[Data start]

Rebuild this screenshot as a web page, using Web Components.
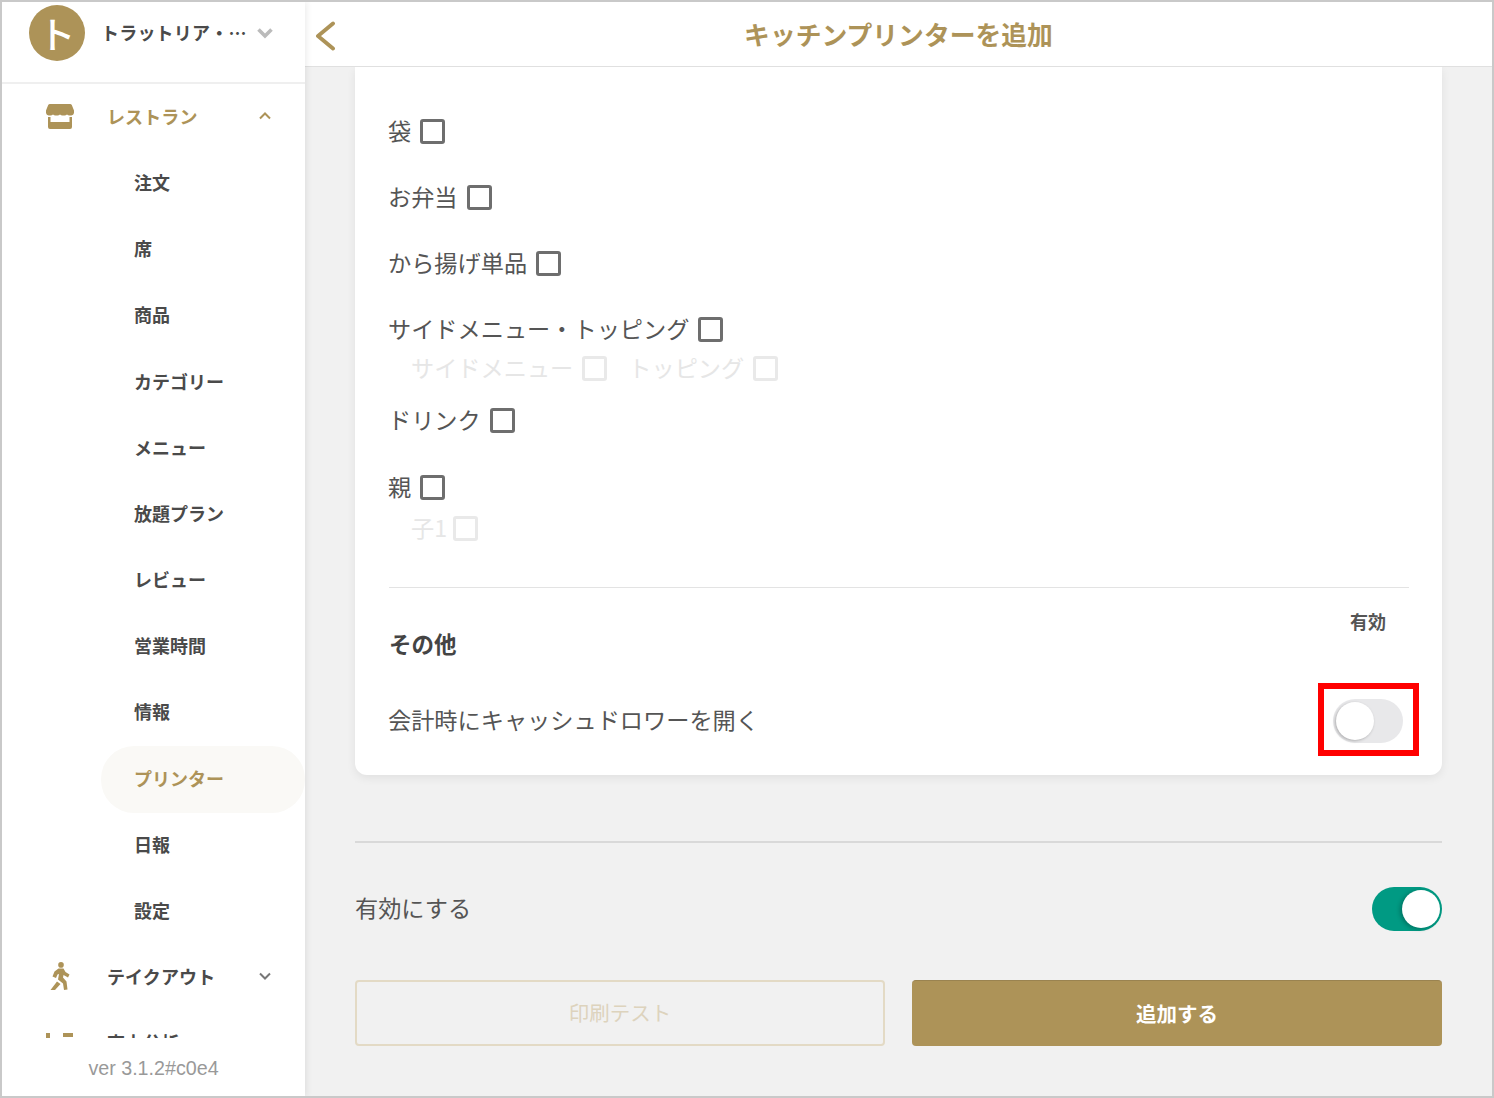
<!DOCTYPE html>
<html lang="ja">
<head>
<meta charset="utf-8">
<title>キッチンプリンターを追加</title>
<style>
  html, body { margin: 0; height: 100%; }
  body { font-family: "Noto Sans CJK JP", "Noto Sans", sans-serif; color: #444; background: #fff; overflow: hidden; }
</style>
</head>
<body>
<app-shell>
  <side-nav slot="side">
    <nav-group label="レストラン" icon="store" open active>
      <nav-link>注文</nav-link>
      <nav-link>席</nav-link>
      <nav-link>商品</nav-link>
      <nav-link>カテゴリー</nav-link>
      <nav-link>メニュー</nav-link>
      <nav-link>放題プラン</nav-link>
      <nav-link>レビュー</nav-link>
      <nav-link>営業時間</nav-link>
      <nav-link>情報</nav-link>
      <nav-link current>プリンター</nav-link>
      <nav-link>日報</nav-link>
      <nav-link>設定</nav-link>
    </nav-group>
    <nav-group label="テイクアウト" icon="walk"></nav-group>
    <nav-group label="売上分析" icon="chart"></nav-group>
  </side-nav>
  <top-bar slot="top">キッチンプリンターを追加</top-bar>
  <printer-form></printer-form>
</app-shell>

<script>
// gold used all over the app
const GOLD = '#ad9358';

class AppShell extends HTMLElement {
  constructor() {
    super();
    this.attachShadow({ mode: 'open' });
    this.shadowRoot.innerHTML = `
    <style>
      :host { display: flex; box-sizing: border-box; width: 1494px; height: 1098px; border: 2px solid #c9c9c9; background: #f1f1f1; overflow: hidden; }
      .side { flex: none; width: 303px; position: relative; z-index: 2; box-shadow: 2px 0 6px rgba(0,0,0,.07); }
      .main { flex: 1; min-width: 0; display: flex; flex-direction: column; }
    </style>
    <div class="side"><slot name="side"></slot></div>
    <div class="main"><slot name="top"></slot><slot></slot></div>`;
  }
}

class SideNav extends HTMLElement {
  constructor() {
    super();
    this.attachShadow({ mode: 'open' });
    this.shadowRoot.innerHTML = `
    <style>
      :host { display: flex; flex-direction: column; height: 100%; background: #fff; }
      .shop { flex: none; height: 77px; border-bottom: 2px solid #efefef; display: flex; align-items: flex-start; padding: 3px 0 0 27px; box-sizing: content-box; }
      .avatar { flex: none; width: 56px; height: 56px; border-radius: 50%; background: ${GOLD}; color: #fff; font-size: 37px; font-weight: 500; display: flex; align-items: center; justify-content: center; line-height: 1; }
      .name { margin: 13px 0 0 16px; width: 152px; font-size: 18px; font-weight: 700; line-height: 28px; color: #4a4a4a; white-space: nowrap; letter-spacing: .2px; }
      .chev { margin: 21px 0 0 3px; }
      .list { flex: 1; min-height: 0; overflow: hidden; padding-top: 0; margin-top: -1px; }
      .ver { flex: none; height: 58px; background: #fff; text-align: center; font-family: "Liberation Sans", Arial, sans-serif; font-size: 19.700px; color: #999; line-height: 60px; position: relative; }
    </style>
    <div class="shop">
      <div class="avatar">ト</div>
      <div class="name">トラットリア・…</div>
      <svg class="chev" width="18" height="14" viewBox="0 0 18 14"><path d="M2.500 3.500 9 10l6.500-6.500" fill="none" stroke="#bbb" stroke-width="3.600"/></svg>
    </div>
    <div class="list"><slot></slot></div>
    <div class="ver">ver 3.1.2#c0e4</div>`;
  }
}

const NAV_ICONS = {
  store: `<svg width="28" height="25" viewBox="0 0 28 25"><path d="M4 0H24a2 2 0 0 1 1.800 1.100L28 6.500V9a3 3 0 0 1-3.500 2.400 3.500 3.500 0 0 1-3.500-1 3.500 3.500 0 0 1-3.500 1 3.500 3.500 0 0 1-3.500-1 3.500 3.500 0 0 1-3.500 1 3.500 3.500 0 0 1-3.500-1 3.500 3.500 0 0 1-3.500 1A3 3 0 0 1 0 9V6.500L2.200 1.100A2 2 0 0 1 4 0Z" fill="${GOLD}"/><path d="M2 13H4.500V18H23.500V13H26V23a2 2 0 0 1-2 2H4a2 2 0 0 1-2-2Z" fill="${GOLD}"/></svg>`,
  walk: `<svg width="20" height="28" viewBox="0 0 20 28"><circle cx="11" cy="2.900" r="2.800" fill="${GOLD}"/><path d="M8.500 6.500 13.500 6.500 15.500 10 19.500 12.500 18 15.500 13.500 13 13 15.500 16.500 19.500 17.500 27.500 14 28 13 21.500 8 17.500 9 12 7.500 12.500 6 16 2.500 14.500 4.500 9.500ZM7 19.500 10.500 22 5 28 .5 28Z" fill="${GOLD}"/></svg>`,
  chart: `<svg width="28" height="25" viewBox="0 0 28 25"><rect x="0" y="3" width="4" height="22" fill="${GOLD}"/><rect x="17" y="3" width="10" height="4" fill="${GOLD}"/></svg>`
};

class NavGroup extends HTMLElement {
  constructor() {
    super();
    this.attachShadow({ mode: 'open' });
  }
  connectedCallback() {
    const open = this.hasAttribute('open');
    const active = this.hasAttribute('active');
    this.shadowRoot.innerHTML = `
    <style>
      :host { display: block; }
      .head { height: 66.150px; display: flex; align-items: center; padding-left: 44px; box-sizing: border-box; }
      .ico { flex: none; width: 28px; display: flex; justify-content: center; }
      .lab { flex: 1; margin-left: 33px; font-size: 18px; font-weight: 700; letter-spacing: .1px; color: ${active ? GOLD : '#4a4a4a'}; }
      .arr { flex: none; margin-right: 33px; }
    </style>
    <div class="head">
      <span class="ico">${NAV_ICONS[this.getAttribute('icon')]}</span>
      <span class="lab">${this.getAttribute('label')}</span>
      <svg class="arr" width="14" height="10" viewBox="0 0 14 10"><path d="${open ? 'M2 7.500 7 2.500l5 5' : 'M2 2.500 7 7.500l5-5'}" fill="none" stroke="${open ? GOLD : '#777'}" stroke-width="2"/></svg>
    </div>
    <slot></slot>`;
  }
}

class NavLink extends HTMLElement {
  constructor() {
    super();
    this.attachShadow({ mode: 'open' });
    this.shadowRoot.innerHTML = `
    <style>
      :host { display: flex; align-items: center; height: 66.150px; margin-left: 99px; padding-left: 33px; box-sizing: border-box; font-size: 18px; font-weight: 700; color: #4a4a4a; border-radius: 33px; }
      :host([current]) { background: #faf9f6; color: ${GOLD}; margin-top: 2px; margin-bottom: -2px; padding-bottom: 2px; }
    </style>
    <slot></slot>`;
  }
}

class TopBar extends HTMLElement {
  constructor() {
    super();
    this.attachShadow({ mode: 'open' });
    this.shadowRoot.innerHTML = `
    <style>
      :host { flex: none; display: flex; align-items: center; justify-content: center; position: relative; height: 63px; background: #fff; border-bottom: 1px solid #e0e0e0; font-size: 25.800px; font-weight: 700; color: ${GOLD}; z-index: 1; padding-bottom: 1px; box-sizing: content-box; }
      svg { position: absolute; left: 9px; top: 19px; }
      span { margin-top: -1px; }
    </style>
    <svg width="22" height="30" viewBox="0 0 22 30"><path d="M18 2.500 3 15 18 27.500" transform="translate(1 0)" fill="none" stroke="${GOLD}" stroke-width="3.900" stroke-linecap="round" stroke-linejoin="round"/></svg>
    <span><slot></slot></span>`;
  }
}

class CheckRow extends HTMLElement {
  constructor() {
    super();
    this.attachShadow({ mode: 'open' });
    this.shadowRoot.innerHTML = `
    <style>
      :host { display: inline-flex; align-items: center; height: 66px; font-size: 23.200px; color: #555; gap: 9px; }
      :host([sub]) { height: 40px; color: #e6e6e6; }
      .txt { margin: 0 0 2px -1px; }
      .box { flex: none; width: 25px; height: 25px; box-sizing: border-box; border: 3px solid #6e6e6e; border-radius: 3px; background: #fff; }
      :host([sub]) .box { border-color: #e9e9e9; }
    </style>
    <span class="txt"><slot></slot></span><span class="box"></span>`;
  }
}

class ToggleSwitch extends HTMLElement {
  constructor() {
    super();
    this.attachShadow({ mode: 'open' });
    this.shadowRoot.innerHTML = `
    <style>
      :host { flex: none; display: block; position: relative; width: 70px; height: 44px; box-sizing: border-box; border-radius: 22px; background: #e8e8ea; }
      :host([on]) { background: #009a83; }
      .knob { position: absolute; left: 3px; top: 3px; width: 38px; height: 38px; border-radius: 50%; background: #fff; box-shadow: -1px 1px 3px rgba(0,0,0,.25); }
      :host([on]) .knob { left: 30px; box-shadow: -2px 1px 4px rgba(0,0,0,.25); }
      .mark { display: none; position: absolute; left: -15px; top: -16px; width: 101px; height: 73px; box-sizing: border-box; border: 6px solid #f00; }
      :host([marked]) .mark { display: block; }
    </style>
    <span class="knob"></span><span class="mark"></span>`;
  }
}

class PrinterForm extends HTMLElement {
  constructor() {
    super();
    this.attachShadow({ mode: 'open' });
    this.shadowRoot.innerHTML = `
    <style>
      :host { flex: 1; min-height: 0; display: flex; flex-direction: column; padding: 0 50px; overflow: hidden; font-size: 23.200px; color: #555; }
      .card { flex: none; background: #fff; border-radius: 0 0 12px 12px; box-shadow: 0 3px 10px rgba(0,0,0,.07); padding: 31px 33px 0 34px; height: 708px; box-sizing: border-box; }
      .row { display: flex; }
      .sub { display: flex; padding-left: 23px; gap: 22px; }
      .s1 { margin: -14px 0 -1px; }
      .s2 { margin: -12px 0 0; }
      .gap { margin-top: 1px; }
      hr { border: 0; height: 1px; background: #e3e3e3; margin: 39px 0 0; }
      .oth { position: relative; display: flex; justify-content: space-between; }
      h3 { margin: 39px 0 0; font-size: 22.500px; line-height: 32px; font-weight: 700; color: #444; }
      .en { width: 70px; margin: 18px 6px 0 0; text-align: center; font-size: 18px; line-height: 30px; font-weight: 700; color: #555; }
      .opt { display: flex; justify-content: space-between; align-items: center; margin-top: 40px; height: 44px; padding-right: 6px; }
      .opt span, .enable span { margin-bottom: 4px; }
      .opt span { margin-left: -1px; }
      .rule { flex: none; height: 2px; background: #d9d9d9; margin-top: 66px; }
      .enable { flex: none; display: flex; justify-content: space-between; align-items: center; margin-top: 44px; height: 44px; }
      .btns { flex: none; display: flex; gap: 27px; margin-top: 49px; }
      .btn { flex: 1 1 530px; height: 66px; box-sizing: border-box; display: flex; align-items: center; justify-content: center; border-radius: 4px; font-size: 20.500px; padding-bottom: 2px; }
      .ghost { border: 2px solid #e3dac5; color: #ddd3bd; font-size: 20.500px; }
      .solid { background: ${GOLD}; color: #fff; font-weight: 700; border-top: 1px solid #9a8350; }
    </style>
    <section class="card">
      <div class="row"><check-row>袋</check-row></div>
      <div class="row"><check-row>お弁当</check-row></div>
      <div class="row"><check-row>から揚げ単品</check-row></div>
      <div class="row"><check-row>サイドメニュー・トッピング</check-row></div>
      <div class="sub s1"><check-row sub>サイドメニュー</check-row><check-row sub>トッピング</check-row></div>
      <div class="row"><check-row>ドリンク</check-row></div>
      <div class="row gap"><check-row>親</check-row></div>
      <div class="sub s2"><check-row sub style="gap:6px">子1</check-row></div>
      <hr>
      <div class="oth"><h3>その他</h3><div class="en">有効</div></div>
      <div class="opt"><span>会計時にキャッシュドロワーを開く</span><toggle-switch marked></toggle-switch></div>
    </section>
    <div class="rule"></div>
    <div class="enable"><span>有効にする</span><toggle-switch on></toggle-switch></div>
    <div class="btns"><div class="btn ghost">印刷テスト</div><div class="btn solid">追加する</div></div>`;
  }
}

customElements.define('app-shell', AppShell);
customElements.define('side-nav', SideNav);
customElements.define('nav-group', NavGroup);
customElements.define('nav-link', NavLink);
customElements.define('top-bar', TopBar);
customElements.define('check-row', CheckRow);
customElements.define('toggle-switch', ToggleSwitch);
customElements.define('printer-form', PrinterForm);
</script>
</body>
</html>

[Data end]

» What to produce
Up to and including the line containing "const GOLD = '#ad9358';", repeat every line from the start of the data, but none of the pictures.

» Solution to the problem
Rebuild this screenshot as a web page, using Web Components.
<!DOCTYPE html>
<html lang="ja">
<head>
<meta charset="utf-8">
<title>キッチンプリンターを追加</title>
<style>
  html, body { margin: 0; height: 100%; }
  body { font-family: "Noto Sans CJK JP", "Noto Sans", sans-serif; color: #444; background: #fff; overflow: hidden; }
</style>
</head>
<body>
<app-shell>
  <side-nav slot="side">
    <nav-group label="レストラン" icon="store" open active>
      <nav-link>注文</nav-link>
      <nav-link>席</nav-link>
      <nav-link>商品</nav-link>
      <nav-link>カテゴリー</nav-link>
      <nav-link>メニュー</nav-link>
      <nav-link>放題プラン</nav-link>
      <nav-link>レビュー</nav-link>
      <nav-link>営業時間</nav-link>
      <nav-link>情報</nav-link>
      <nav-link current>プリンター</nav-link>
      <nav-link>日報</nav-link>
      <nav-link>設定</nav-link>
    </nav-group>
    <nav-group label="テイクアウト" icon="walk"></nav-group>
    <nav-group label="売上分析" icon="chart"></nav-group>
  </side-nav>
  <top-bar slot="top">キッチンプリンターを追加</top-bar>
  <printer-form></printer-form>
</app-shell>

<script>
// gold used all over the app
const GOLD = '#ad9358';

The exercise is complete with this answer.